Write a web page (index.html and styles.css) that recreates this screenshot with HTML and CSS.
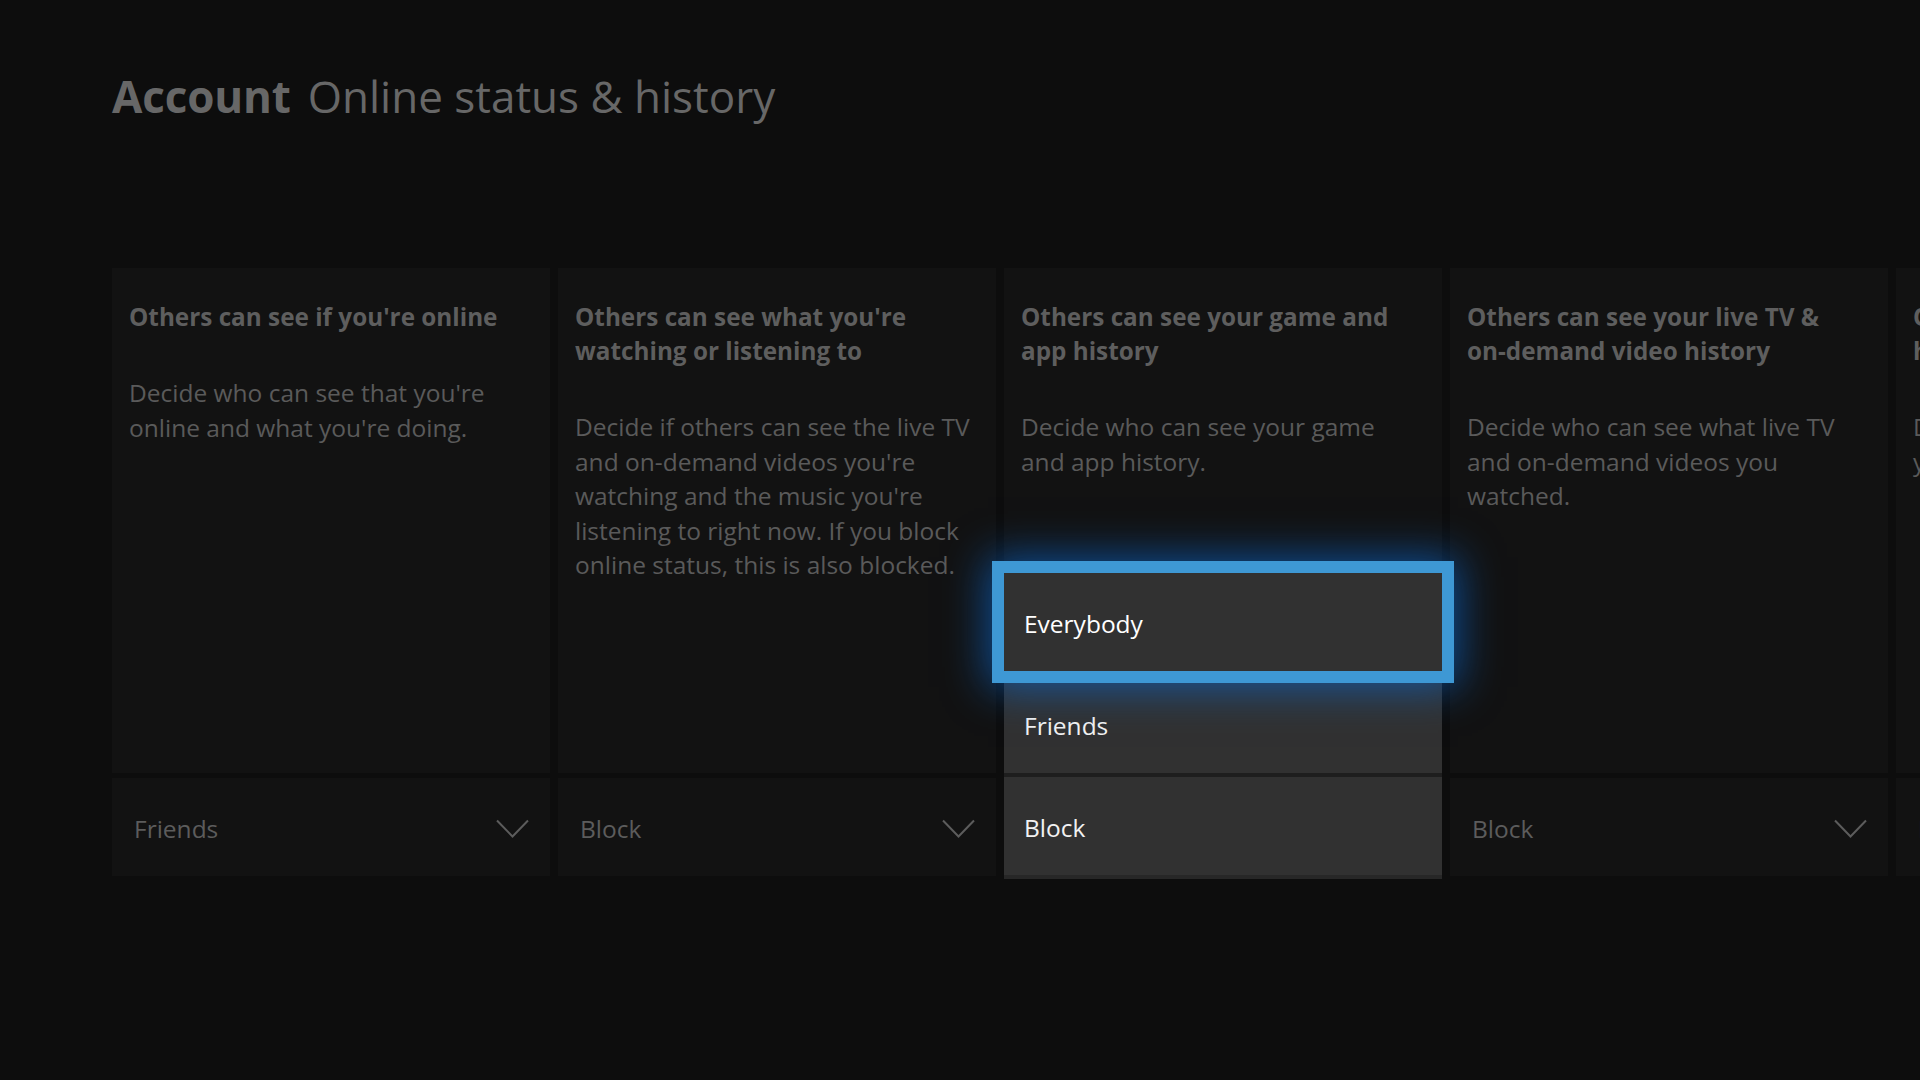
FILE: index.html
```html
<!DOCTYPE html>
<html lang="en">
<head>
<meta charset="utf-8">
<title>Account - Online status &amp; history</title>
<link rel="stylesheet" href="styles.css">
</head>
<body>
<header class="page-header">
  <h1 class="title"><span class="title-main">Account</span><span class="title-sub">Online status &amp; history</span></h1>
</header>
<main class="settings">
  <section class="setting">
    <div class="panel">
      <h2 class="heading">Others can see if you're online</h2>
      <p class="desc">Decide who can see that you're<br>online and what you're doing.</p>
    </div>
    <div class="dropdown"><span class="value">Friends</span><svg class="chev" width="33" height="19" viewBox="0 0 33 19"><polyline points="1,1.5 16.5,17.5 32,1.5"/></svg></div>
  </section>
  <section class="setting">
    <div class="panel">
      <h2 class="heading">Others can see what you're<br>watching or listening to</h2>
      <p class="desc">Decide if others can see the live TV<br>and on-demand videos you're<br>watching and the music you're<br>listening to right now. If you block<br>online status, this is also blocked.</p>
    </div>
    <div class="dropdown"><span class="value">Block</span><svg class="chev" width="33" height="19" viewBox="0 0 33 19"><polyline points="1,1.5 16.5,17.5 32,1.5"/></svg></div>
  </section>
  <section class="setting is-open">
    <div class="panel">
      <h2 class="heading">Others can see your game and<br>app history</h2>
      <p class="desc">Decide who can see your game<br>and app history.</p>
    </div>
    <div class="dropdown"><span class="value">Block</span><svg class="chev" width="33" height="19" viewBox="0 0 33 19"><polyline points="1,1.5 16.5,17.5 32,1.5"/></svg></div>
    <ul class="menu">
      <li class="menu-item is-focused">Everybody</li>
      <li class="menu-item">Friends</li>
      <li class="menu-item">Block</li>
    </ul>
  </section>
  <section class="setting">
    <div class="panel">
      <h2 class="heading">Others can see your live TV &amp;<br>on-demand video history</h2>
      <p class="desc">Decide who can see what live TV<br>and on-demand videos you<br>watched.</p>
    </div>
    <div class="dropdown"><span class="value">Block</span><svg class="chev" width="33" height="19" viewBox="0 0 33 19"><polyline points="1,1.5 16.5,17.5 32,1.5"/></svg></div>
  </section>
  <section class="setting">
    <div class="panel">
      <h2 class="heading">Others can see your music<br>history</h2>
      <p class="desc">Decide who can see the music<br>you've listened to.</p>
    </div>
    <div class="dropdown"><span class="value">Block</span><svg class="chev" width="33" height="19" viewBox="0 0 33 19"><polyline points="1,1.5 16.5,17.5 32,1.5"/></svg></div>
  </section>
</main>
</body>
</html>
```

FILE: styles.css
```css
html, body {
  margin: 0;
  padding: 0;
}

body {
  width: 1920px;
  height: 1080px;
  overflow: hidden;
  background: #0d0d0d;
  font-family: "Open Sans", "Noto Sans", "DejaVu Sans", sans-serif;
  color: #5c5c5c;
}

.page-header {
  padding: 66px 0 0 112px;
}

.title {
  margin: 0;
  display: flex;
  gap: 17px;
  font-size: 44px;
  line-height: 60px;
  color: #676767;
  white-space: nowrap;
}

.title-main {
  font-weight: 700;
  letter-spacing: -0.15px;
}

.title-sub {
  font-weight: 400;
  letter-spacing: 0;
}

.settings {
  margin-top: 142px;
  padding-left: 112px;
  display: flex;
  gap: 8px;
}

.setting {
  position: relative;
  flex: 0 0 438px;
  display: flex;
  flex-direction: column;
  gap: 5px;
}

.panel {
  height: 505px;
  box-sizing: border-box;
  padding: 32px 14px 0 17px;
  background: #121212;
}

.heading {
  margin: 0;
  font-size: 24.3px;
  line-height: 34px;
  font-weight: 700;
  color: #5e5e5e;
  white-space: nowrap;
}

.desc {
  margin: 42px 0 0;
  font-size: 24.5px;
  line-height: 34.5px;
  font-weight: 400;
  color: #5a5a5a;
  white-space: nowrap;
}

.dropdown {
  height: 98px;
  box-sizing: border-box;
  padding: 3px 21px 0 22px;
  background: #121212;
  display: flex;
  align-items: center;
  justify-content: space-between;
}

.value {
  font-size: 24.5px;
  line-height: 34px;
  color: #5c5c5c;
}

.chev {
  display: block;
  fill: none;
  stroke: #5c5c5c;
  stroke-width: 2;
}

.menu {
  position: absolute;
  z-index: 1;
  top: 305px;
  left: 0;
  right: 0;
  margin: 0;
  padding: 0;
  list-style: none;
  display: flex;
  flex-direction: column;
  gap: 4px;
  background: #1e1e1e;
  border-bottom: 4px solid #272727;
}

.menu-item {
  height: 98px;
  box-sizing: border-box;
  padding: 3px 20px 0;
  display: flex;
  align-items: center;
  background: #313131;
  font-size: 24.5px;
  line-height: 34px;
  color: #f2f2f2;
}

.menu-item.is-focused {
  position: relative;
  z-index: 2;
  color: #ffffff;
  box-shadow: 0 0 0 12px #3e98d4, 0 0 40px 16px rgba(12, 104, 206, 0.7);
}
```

● **Task details**
Of the lines in this listing, how many contain "that"? Reply with the number and nothing more.

● **Written solution**
2